TRIBUNNEWS.COM, TANJUNG SELOR - PT Indonesia Asahan Aluminium (Inalum) membulatkan tekadnya melakukan ekspansi bisnis di Kalimantan Utara.
Hal itu terungkap kala Dewan Komisaris perusahaan pelat merah tersebut bertemu Gubernur Kalimantan Utara Irianto Lambrie di Tanjung Selor, Selasa (4/10/2016) sore.
Dari paparan Komisaris PT Inalum Chairman Harahap, Badan Usaha Milik Negara (BUMN) tersebut akan mendirikan smelter alumina berkapasitas 700 ribu ton per tahun.
Dengan begitu, target memproduksi aluminium sebanyak 1 juta ton bisa direalisasikan jika ditotal dengan produksi smelter di Kuala Tanjung, Sumatera Utara.
Smelter di Kuala Tanjung mampu memproduksi sebanyak 300 ribu ton aluminium per tahun.
Pembangunan smelter di Kalimantan Utara dituturkan Chairman Harahap merupakan road map fase II PT Inalum.
Sebetulnya, rencana pembangunan smelter kedua direncanakan kembali di Kuala Tanjung. Hanya saja sokongan listrik di daerah tersebut mulai menipis.
"Inalum memang di dalam rencana pengembangan 20 tahun ke depan akan memproduksi aluminium sebanyak 1 juta ton per tahun. Akan tetapi di daerah Kuala Tanjung tidak lagi mempunyai sumber energi listrik yang cukup. Kami coba hitung-hitung membangun PLTU, akan tetapi dari sisi nilai ekonomis tidak efisien," tuturnya.
Ia menyatakan, dalam beberapa kali rapat direksi dan komisaris muncul ide mencari sumber daya listrik baru tanah air yang baik secara ekonomi menunjang rencana pembangunan smelter berkapasitas 700 ribu ton per tahun. Pemegang saham PT Inalum akhirnya merujuk Kalimantan Utara.

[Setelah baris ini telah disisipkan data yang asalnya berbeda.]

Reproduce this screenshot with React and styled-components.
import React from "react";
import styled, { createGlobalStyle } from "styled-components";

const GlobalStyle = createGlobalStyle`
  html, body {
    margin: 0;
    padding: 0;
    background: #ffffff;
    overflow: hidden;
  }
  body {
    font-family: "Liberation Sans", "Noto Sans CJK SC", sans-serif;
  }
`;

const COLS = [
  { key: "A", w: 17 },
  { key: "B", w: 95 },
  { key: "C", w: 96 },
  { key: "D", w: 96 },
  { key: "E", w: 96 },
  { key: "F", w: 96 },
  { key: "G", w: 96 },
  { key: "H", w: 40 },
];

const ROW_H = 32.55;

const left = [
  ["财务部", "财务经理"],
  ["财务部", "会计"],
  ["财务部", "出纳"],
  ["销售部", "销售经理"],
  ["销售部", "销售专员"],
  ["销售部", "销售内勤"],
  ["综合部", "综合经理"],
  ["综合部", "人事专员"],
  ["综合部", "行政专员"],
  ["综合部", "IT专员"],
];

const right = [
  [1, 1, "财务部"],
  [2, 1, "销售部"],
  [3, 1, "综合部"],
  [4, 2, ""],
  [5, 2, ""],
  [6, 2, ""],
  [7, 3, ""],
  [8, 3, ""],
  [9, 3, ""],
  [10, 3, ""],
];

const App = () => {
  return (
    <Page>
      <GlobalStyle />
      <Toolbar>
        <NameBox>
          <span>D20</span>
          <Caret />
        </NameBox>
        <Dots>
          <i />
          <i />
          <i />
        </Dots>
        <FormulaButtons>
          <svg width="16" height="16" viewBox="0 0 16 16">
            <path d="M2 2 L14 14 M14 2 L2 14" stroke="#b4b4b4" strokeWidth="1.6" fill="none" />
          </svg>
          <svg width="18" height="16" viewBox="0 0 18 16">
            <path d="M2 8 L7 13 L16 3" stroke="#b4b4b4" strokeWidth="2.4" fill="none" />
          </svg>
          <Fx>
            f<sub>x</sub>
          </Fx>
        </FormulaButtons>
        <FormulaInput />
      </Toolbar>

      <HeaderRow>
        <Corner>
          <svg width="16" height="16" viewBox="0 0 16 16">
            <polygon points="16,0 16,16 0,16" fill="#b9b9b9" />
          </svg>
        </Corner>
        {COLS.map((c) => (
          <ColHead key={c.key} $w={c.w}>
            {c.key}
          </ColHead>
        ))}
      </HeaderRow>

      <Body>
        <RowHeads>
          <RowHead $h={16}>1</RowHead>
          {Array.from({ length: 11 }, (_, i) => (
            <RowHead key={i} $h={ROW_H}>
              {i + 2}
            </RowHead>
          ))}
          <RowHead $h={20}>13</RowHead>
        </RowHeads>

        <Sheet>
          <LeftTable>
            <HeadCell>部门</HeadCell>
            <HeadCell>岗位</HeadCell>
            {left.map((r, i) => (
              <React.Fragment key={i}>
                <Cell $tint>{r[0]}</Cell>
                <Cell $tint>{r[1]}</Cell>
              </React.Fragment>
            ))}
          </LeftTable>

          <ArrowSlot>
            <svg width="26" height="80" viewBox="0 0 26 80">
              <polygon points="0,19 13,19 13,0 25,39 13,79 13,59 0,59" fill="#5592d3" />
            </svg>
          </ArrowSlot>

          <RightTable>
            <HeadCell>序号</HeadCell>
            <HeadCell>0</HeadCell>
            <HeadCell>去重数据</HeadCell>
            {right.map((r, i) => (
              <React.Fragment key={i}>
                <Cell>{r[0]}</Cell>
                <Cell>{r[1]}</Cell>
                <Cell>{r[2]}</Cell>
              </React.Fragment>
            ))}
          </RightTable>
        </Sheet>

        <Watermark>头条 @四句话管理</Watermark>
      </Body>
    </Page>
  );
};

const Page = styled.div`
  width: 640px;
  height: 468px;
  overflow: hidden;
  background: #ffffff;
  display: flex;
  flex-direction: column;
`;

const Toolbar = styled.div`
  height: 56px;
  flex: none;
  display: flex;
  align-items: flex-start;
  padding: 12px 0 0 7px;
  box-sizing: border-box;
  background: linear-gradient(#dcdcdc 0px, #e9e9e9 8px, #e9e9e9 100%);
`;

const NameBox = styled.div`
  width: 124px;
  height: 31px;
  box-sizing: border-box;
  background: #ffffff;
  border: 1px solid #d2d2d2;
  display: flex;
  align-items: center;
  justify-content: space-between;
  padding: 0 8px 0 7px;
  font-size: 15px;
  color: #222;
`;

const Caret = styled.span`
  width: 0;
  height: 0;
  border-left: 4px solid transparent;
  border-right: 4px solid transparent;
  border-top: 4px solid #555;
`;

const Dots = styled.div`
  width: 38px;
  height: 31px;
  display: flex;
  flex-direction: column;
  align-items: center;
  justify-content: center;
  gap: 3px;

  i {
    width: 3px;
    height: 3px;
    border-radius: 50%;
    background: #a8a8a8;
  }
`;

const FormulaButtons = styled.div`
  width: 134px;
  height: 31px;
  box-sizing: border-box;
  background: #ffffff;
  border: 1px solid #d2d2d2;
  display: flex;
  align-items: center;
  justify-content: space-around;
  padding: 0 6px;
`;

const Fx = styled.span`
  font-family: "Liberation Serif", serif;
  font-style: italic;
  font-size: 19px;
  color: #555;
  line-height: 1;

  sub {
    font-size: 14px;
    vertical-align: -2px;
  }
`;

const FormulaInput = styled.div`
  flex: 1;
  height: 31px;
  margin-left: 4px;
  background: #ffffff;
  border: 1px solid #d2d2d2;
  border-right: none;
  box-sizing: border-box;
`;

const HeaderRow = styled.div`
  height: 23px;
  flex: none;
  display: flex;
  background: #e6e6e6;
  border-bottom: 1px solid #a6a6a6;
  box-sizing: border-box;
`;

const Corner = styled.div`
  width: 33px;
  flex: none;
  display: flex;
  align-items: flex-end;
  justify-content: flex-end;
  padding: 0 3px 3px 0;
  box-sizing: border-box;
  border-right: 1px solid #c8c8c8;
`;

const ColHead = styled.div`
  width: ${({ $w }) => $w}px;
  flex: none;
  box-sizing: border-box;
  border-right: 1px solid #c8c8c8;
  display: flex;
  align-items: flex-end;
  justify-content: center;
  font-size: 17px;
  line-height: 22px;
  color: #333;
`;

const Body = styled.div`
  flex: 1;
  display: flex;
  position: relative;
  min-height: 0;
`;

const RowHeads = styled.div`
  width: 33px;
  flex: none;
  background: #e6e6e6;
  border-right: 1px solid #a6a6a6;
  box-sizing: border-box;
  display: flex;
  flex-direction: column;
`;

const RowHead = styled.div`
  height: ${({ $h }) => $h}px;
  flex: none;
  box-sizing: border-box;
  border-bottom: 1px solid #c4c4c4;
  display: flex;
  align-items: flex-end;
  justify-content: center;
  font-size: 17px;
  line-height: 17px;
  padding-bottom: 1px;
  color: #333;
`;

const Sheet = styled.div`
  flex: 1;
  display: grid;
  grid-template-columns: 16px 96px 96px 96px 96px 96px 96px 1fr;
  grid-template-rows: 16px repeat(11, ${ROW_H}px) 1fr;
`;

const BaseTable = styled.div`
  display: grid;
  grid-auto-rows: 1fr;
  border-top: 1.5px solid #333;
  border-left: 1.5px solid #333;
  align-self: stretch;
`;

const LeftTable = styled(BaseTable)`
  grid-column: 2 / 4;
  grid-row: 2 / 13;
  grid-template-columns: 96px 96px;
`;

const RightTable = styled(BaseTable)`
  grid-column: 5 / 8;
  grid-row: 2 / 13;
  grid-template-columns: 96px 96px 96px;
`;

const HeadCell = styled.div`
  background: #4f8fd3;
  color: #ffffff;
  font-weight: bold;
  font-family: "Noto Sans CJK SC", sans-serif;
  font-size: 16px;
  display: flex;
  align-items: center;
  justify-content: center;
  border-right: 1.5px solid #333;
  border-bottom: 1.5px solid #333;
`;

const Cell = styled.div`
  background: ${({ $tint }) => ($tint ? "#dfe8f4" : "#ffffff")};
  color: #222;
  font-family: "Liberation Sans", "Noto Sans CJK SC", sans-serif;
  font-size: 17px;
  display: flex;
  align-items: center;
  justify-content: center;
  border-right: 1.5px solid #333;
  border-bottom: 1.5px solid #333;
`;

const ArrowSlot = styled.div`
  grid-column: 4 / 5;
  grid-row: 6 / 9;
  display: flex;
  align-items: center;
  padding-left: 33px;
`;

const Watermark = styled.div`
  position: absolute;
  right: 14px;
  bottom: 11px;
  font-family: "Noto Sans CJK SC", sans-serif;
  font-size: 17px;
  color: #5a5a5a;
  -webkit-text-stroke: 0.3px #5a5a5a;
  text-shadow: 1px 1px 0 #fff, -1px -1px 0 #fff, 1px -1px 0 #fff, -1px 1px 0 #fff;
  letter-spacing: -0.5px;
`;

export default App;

"Kami kaget juga di Kalimantan Utara ada potensi listrik yang luar biasa. Oleh karena itu kami bertemu dengan Gubernur untuk melihat kemungkinan-kemungkinan yang bisa kita sepakati," kata dia.
Keberadaan smelter diakui Chairman tidak saja fokus pada produksi hulu, namun mencakup produksi hilir. Pasar dalam dan luar negeri tetap menjadi incaran.
"Ke luar negeri gampang. Kalimantan Utara posisinya sangat strategis. Dengan mudah bisa ke Filipina, Jepang, dan Korea, dan negara lainnya," ujarnya.
Di Indonesia kurang lebih 700 ribu ton aluminium per tahun dibutuhkan. Kemudian diperkirakan setiap tahun kebutuhan aluminium dalam negeri terus tumbuh sekitar 5 sampai 7 persen.
"Meski ada pasar luar negeri, kami akan prioritaskan dulu pasar dalam negeri. Karena dari hitungan kami, 1 juta ton produksi, ke depan itu masih kurang. Makanya harus ada lagi smelter Inalum III, IV, dan V," ujarnya.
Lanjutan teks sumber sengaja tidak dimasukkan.